* [Set task]
For each line of the data below that holds "React", copy the line.

* [Provided material]
════════════════════
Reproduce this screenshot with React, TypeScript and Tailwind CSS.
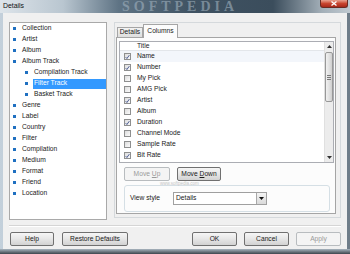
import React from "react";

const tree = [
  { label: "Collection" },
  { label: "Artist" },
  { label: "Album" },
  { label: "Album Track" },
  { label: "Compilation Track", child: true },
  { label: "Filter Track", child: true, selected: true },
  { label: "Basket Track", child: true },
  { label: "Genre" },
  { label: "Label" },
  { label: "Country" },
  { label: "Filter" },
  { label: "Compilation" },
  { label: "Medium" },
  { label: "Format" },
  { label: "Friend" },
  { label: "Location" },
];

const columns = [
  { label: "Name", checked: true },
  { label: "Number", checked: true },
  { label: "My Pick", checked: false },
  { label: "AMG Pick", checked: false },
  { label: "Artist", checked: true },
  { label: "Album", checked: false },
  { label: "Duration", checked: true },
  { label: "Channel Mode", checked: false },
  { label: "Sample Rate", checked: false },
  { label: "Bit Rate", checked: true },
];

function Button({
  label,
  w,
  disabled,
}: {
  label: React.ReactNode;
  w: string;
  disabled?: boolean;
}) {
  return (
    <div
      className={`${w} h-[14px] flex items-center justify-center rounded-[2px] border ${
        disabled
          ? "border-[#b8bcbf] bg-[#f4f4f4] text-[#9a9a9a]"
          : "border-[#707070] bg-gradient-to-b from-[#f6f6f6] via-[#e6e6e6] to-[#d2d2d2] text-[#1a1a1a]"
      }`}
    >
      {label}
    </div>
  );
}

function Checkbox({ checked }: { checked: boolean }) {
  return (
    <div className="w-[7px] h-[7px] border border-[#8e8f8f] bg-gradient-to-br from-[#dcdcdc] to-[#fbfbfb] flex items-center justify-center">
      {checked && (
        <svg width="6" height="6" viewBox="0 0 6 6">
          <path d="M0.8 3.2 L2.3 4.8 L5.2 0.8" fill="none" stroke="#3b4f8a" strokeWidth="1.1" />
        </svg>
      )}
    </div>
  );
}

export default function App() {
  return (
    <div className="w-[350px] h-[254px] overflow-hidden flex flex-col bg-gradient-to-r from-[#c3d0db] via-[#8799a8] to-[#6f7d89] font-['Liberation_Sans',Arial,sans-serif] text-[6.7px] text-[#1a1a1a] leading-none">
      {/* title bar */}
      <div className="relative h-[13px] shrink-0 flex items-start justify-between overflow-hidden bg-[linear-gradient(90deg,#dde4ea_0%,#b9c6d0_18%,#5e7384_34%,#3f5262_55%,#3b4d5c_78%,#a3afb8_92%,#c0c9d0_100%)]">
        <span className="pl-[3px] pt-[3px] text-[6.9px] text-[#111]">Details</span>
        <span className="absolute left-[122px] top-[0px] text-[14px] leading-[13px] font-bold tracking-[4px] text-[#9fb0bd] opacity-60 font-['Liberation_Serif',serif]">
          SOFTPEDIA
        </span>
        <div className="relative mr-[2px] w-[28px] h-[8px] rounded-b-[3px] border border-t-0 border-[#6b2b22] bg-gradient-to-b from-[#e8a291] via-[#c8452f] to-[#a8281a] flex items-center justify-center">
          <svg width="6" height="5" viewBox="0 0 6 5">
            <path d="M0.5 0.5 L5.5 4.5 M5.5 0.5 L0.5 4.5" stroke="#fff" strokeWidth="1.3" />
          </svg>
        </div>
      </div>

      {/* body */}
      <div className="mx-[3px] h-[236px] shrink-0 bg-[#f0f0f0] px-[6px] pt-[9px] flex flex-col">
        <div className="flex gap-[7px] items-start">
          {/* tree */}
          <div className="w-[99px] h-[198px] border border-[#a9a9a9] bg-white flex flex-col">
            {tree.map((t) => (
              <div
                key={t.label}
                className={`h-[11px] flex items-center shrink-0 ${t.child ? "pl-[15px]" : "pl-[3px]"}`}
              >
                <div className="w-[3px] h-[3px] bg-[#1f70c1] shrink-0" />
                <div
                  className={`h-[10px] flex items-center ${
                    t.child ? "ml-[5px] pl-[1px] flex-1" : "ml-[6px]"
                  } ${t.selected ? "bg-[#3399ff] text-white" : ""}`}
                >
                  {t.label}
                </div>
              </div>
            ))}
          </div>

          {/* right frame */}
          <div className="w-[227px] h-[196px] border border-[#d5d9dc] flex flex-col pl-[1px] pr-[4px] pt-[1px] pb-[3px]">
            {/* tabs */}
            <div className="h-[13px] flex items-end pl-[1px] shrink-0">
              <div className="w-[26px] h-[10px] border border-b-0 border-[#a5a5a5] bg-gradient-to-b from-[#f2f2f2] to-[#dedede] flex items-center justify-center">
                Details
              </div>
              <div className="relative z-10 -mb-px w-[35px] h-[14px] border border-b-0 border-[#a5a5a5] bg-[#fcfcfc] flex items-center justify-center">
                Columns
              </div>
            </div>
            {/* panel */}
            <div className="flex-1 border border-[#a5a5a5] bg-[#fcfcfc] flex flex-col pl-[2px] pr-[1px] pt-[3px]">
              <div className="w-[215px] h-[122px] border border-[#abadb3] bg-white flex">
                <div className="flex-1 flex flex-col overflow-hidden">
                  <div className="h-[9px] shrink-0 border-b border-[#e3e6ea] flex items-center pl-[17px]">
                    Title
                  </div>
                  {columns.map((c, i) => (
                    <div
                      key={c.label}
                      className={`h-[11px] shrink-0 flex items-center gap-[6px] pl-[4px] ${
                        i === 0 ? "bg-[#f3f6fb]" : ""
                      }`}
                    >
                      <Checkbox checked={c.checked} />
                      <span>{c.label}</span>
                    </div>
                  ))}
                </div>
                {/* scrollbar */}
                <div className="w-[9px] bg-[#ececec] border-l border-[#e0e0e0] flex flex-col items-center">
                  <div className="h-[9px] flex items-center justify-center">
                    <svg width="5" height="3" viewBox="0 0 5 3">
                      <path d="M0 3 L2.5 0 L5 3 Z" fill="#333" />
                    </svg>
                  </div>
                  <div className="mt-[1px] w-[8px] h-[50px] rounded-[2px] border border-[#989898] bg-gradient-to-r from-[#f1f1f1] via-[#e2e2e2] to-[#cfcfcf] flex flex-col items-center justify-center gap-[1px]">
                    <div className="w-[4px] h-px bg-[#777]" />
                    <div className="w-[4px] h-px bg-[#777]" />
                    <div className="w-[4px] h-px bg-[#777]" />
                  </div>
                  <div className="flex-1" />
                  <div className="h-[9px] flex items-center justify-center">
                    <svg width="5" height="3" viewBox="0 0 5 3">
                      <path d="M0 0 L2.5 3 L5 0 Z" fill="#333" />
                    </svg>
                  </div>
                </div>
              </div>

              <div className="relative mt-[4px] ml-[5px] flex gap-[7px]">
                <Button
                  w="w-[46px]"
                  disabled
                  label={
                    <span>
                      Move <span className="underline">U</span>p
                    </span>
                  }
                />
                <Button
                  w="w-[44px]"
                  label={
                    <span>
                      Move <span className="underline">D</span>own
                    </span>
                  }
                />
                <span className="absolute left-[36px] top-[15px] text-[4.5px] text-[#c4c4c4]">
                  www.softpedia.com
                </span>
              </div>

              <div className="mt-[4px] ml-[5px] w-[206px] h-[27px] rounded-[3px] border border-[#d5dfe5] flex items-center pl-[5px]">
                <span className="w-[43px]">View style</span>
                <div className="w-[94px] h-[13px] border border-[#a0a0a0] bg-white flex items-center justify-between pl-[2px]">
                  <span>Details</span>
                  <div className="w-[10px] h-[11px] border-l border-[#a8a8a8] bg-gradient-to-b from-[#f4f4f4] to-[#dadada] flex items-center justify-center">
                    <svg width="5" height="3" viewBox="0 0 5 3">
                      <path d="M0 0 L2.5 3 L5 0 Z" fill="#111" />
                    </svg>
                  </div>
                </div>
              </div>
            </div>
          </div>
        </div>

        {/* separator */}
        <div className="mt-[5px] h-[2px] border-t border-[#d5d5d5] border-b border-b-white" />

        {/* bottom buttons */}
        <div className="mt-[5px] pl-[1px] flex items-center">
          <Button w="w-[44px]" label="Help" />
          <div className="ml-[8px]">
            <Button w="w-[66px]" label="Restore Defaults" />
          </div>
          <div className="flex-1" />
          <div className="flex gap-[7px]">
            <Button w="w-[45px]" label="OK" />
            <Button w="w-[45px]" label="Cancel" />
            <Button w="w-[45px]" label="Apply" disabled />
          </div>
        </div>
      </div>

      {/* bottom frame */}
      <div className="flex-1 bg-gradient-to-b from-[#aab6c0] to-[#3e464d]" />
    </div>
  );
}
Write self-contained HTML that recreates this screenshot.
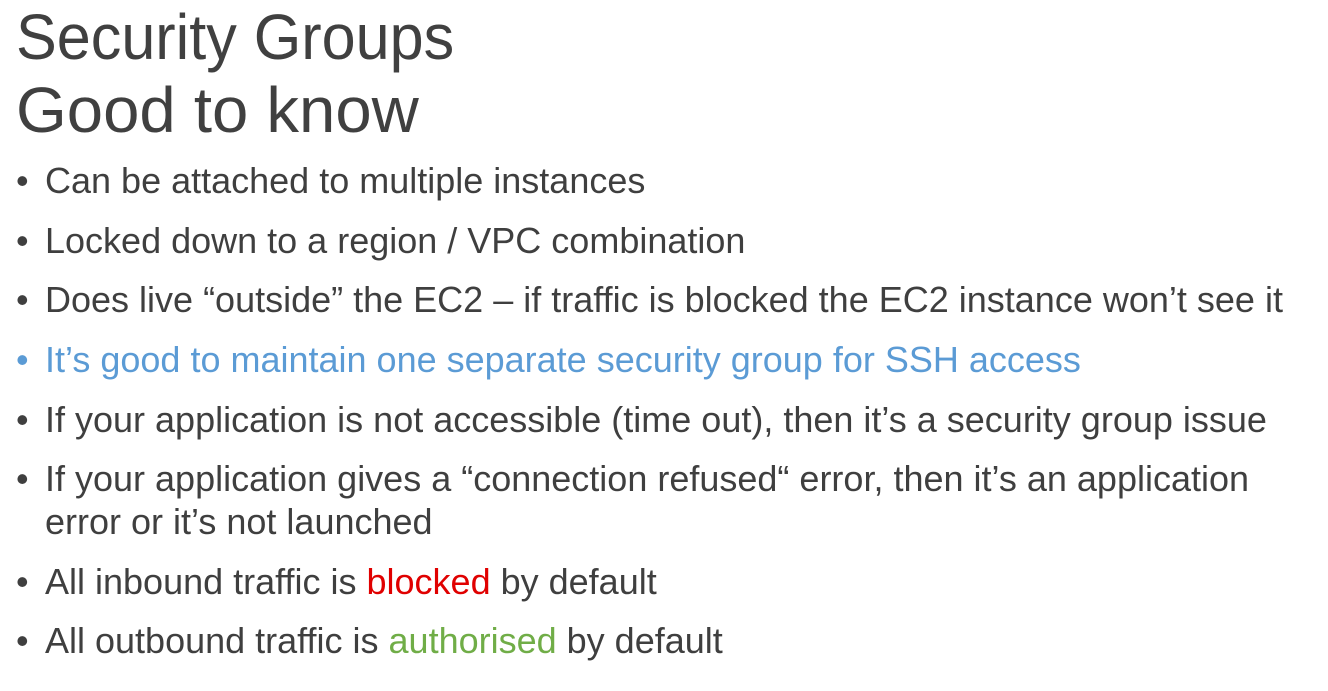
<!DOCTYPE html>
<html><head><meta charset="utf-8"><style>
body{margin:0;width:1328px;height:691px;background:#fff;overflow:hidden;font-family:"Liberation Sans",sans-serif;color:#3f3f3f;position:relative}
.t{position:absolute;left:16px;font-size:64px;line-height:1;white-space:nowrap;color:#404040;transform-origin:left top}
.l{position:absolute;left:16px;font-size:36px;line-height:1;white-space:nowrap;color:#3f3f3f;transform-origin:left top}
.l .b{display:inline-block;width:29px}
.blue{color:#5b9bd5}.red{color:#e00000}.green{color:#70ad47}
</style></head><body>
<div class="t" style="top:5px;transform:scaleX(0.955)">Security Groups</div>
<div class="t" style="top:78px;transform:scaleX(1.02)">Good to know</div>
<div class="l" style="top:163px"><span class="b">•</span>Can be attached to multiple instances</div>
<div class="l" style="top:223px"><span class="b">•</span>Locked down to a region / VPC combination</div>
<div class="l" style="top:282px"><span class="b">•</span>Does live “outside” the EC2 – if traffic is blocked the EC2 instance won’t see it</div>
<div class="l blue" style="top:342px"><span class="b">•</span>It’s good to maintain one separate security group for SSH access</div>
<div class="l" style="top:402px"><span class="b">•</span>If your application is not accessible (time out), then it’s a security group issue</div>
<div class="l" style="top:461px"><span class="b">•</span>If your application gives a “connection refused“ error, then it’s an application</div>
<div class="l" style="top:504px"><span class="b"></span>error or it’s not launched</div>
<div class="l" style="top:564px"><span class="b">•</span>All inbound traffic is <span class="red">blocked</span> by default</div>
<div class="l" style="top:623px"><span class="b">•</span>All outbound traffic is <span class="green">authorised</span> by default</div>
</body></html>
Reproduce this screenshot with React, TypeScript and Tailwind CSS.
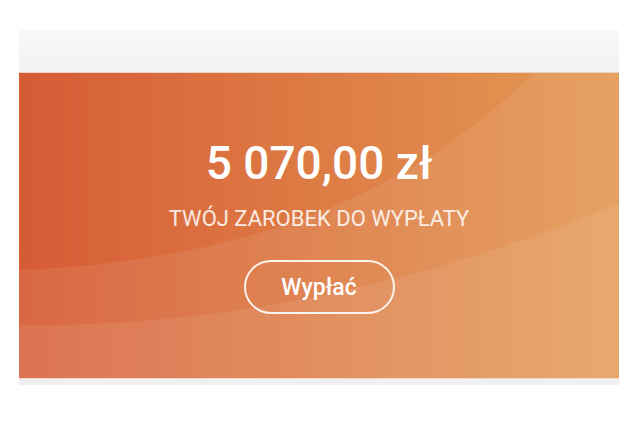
════════════════════
* [Finished exercise]
Reproduce this screenshot with React, TypeScript and Tailwind CSS.
import React from "react";
  label: React.ReactNode;
Reproduce this screenshot with React, TypeScript and Tailwind CSS.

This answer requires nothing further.